GOAL OF THE EXERCISE >>
Write out the entire listing below exactly as it appears, minus any pictures.

STORED DATA >>
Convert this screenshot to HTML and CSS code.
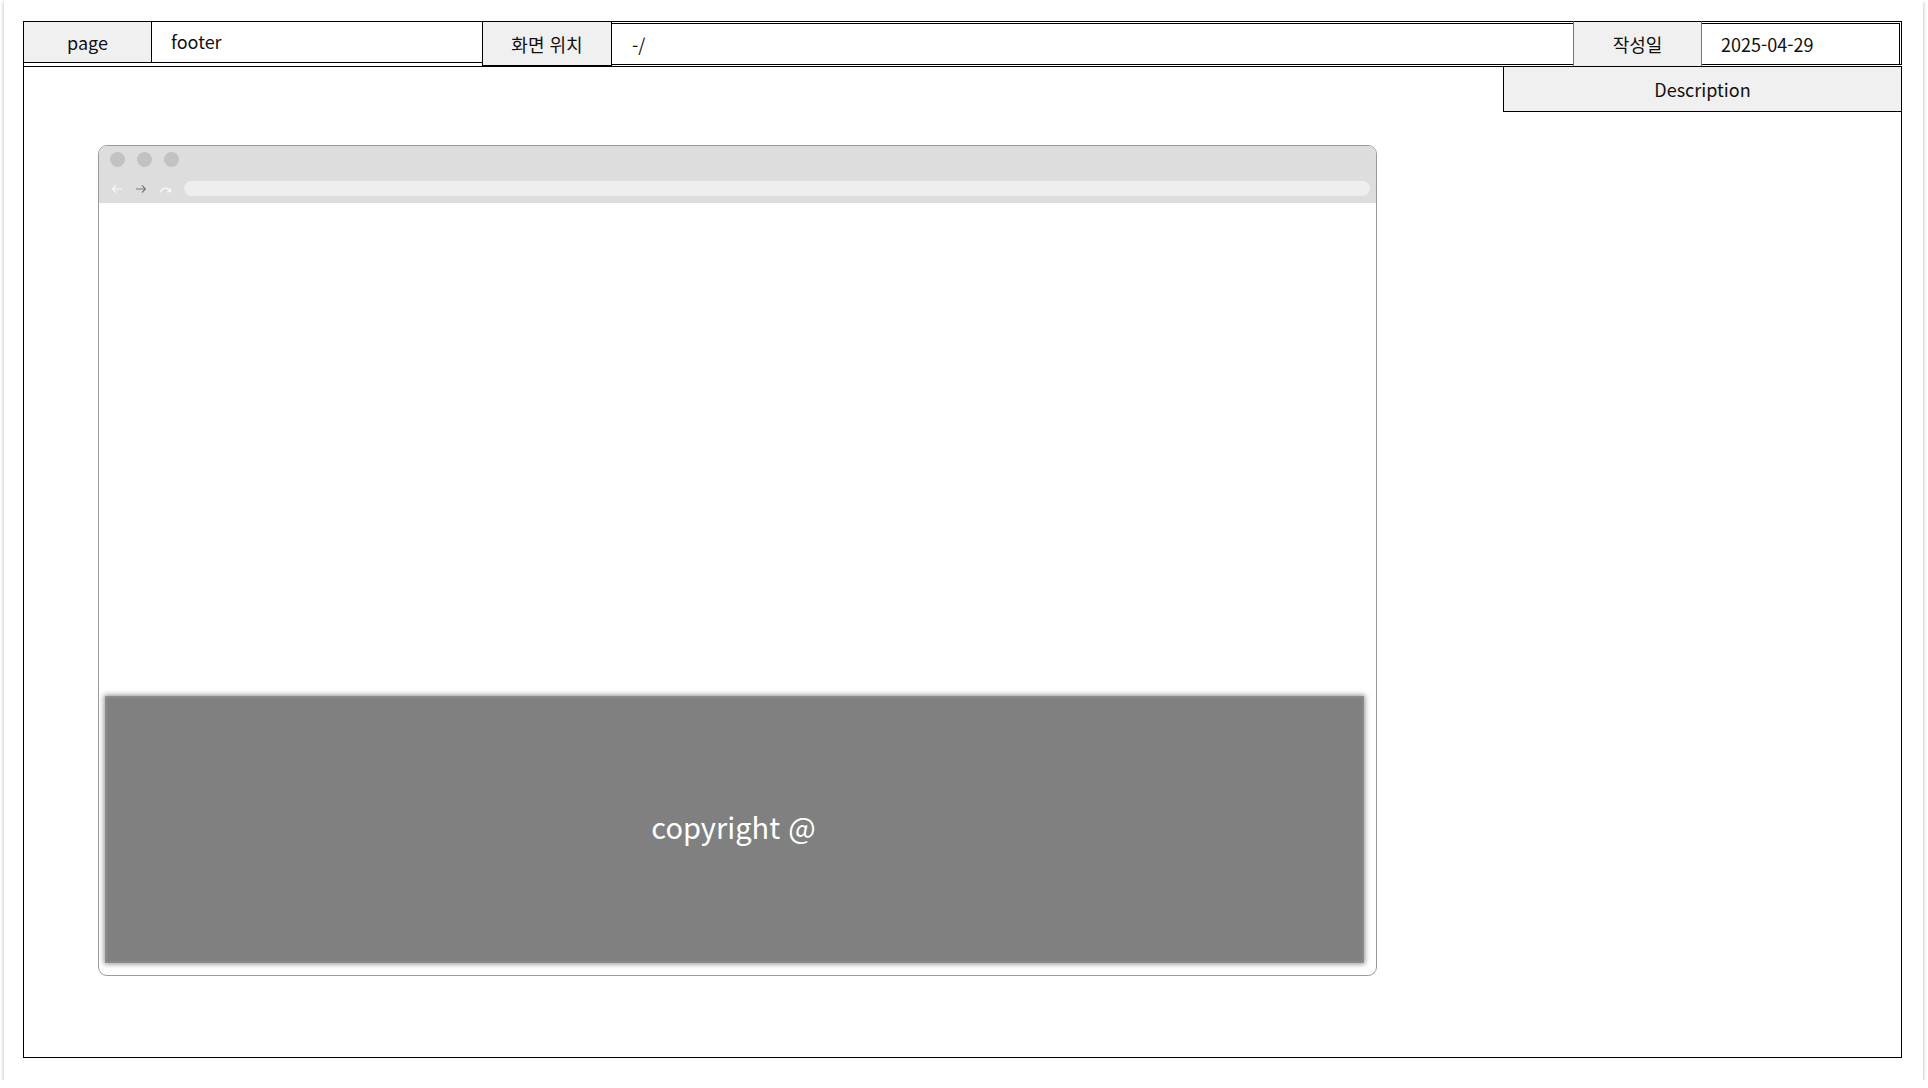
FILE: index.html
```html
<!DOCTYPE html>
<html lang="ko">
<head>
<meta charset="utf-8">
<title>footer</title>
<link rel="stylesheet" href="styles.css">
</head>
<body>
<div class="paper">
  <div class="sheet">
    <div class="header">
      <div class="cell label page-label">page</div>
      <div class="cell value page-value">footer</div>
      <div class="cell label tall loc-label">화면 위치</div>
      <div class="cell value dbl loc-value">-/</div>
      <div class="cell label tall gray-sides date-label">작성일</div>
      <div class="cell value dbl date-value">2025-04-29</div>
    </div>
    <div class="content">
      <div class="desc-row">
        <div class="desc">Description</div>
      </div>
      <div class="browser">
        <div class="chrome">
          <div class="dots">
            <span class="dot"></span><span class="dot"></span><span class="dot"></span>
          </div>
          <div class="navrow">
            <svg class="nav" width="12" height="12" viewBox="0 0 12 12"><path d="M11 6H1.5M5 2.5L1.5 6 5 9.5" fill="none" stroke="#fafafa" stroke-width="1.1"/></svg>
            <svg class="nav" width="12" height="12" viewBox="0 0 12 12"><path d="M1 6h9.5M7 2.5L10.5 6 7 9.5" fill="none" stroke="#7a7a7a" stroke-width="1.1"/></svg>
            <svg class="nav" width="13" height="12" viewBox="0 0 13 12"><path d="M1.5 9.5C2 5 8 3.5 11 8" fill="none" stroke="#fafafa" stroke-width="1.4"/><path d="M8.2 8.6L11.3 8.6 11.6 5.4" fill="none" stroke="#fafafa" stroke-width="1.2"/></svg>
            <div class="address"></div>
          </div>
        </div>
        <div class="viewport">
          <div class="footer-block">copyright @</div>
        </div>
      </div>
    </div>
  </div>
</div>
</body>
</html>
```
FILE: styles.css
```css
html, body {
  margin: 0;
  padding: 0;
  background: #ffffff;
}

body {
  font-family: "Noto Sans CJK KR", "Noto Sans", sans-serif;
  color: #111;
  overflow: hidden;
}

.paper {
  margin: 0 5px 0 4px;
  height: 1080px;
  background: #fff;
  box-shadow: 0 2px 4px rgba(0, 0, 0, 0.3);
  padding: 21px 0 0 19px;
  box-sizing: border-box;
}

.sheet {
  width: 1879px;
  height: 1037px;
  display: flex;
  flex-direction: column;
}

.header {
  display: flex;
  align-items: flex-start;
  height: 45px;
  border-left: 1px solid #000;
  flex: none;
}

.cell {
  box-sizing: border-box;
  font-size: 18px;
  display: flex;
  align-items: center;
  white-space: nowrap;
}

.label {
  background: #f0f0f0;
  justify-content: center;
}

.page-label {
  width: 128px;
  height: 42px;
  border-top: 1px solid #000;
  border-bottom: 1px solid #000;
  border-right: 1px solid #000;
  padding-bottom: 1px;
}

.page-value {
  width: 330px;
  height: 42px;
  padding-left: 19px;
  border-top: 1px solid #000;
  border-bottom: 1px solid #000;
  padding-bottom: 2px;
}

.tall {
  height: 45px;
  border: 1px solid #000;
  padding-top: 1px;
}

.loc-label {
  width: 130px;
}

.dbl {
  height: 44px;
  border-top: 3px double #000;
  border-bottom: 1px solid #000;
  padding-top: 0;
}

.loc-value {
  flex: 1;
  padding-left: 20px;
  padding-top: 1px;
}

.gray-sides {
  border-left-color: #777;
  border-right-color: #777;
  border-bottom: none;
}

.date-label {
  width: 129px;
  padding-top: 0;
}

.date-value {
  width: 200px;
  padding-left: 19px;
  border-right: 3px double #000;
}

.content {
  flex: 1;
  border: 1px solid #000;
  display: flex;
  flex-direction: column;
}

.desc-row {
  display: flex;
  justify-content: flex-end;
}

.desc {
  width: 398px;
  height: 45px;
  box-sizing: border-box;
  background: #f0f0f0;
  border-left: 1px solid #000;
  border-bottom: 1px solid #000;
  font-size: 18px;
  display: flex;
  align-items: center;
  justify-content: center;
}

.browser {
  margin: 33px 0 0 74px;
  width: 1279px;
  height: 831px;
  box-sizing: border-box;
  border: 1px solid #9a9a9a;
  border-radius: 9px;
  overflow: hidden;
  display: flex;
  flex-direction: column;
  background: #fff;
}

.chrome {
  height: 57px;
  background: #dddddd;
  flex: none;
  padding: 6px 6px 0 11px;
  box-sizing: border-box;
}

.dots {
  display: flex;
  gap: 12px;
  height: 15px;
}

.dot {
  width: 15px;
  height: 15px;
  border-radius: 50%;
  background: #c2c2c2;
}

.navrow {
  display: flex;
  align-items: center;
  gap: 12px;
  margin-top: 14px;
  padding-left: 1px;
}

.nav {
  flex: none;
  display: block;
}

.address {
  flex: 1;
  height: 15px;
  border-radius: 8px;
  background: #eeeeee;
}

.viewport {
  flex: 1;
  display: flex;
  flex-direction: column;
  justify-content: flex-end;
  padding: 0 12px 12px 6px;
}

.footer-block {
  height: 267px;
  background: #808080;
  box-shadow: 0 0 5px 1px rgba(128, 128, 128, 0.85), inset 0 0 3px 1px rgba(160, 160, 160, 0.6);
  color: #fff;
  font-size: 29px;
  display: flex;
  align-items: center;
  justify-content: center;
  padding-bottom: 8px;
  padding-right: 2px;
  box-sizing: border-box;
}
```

SOLUTION BELOW >>
Convert this screenshot to HTML and CSS code.
FILE: index.html
```html
<!DOCTYPE html>
<html lang="ko">
<head>
<meta charset="utf-8">
<title>footer</title>
<link rel="stylesheet" href="styles.css">
</head>
<body>
<div class="paper">
  <div class="sheet">
    <div class="header">
      <div class="cell label page-label">page</div>
      <div class="cell value page-value">footer</div>
      <div class="cell label tall loc-label">화면 위치</div>
      <div class="cell value dbl loc-value">-/</div>
      <div class="cell label tall gray-sides date-label">작성일</div>
      <div class="cell value dbl date-value">2025-04-29</div>
    </div>
    <div class="content">
      <div class="desc-row">
        <div class="desc">Description</div>
      </div>
      <div class="browser">
        <div class="chrome">
          <div class="dots">
            <span class="dot"></span><span class="dot"></span><span class="dot"></span>
          </div>
          <div class="navrow">
            <svg class="nav" width="12" height="12" viewBox="0 0 12 12"><path d="M11 6H1.5M5 2.5L1.5 6 5 9.5" fill="none" stroke="#fafafa" stroke-width="1.1"/></svg>
            <svg class="nav" width="12" height="12" viewBox="0 0 12 12"><path d="M1 6h9.5M7 2.5L10.5 6 7 9.5" fill="none" stroke="#7a7a7a" stroke-width="1.1"/></svg>
            <svg class="nav" width="13" height="12" viewBox="0 0 13 12"><path d="M1.5 9.5C2 5 8 3.5 11 8" fill="none" stroke="#fafafa" stroke-width="1.4"/><path d="M8.2 8.6L11.3 8.6 11.6 5.4" fill="none" stroke="#fafafa" stroke-width="1.2"/></svg>
            <div class="address"></div>
          </div>
        </div>
        <div class="viewport">
          <div class="footer-block">copyright @</div>
        </div>
      </div>
    </div>
  </div>
</div>
</body>
</html>
```
FILE: styles.css
```css
html, body {
  margin: 0;
  padding: 0;
  background: #ffffff;
}

body {
  font-family: "Noto Sans CJK KR", "Noto Sans", sans-serif;
  color: #111;
  overflow: hidden;
}

.paper {
  margin: 0 5px 0 4px;
  height: 1080px;
  background: #fff;
  box-shadow: 0 2px 4px rgba(0, 0, 0, 0.3);
  padding: 21px 0 0 19px;
  box-sizing: border-box;
}

.sheet {
  width: 1879px;
  height: 1037px;
  display: flex;
  flex-direction: column;
}

.header {
  display: flex;
  align-items: flex-start;
  height: 45px;
  border-left: 1px solid #000;
  flex: none;
}

.cell {
  box-sizing: border-box;
  font-size: 18px;
  display: flex;
  align-items: center;
  white-space: nowrap;
}

.label {
  background: #f0f0f0;
  justify-content: center;
}

.page-label {
  width: 128px;
  height: 42px;
  border-top: 1px solid #000;
  border-bottom: 1px solid #000;
  border-right: 1px solid #000;
  padding-bottom: 1px;
}

.page-value {
  width: 330px;
  height: 42px;
  padding-left: 19px;
  border-top: 1px solid #000;
  border-bottom: 1px solid #000;
  padding-bottom: 2px;
}

.tall {
  height: 45px;
  border: 1px solid #000;
  padding-top: 1px;
}

.loc-label {
  width: 130px;
}

.dbl {
  height: 44px;
  border-top: 3px double #000;
  border-bottom: 1px solid #000;
  padding-top: 0;
}

.loc-value {
  flex: 1;
  padding-left: 20px;
  padding-top: 1px;
}

.gray-sides {
  border-left-color: #777;
  border-right-color: #777;
  border-bottom: none;
}

.date-label {
  width: 129px;
  padding-top: 0;
}

.date-value {
  width: 200px;
  padding-left: 19px;
  border-right: 3px double #000;
}

.content {
  flex: 1;
  border: 1px solid #000;
  display: flex;
  flex-direction: column;
}

.desc-row {
  display: flex;
  justify-content: flex-end;
}

.desc {
  width: 398px;
  height: 45px;
  box-sizing: border-box;
  background: #f0f0f0;
  border-left: 1px solid #000;
  border-bottom: 1px solid #000;
  font-size: 18px;
  display: flex;
  align-items: center;
  justify-content: center;
}

.browser {
  margin: 33px 0 0 74px;
  width: 1279px;
  height: 831px;
  box-sizing: border-box;
  border: 1px solid #9a9a9a;
  border-radius: 9px;
  overflow: hidden;
  display: flex;
  flex-direction: column;
  background: #fff;
}

.chrome {
  height: 57px;
  background: #dddddd;
  flex: none;
  padding: 6px 6px 0 11px;
  box-sizing: border-box;
}

.dots {
  display: flex;
  gap: 12px;
  height: 15px;
}

.dot {
  width: 15px;
  height: 15px;
  border-radius: 50%;
  background: #c2c2c2;
}

.navrow {
  display: flex;
  align-items: center;
  gap: 12px;
  margin-top: 14px;
  padding-left: 1px;
}

.nav {
  flex: none;
  display: block;
}

.address {
  flex: 1;
  height: 15px;
  border-radius: 8px;
  background: #eeeeee;
}

.viewport {
  flex: 1;
  display: flex;
  flex-direction: column;
  justify-content: flex-end;
  padding: 0 12px 12px 6px;
}

.footer-block {
  height: 267px;
  background: #808080;
  box-shadow: 0 0 5px 1px rgba(128, 128, 128, 0.85), inset 0 0 3px 1px rgba(160, 160, 160, 0.6);
  color: #fff;
  font-size: 29px;
  display: flex;
  align-items: center;
  justify-content: center;
  padding-bottom: 8px;
  padding-right: 2px;
  box-sizing: border-box;
}
```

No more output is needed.